3. Modern-Day Culinary Fame
Today, Amritsari Fish Fry is a globally recognized Indian dish, often featured in Punjabi restaurants around the world. It’s not just a street snack anymore but a culinary ambassador of Amritsar’s rich and spicy traditions. Its simplicity, crispiness, and bold flavor continue to win hearts across continents.
FAQs about Amritsari Fish Fry
1. What type of fish is best for Amritsari Fish Fry?
Boneless white fish like sole, basa, or tilapia are ideal.
2. Can I use frozen fish?
Yes, just ensure it’s fully thawed and pat dry before marinating.

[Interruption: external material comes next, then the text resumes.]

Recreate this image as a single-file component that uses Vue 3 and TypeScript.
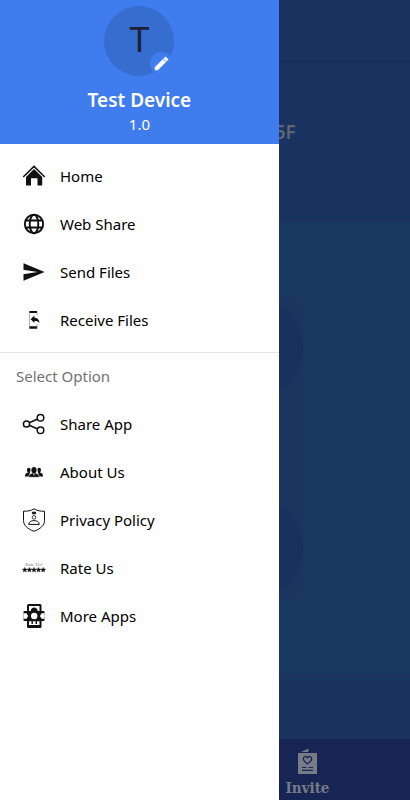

3. Is egg necessary in the batter?
No, it’s optional. It helps bind but can be skipped.
4. Can I air fry instead of deep fry?
Yes, air frying is a healthier alternative.
5. What does ajwain (carom seeds) do in the recipe?
Ajwain aids digestion and adds a unique flavor.
6. How do I make it extra crispy?
Add rice flour and fry on medium-high heat.
7. Can I prepare the fish in advance?
You can marinate in advance, but fry just before serving.
8. What sauces pair well with it?
Mint chutney, tamarind sauce, and even garlic mayo work well.
9. Can I reuse the frying oil?
Yes, strain and reuse once or twice, but avoid repeated use.
10. Can I use chicken instead of fish?
Yes, similar spices work well for chicken pakora too.
Amritsari Fish Fry is a perfect example of how simple ingredients, when combined with tradition and the right technique, can result in a culinary masterpiece. Its spicy marination, crispy coating, and tangy flavor make it a crowd-pleaser that transcends cultural boundaries.
Whether you’re new to Indian cooking or a seasoned foodie, this dish deserves a place on your table. Fry up a batch, serve it fresh, and let the taste of Amritsar transport you to the heart of Punjab with every crunchy bite.
Now that you have the ultimate guide, it’s time to roll up your sleeves and recreate this iconic dish at home!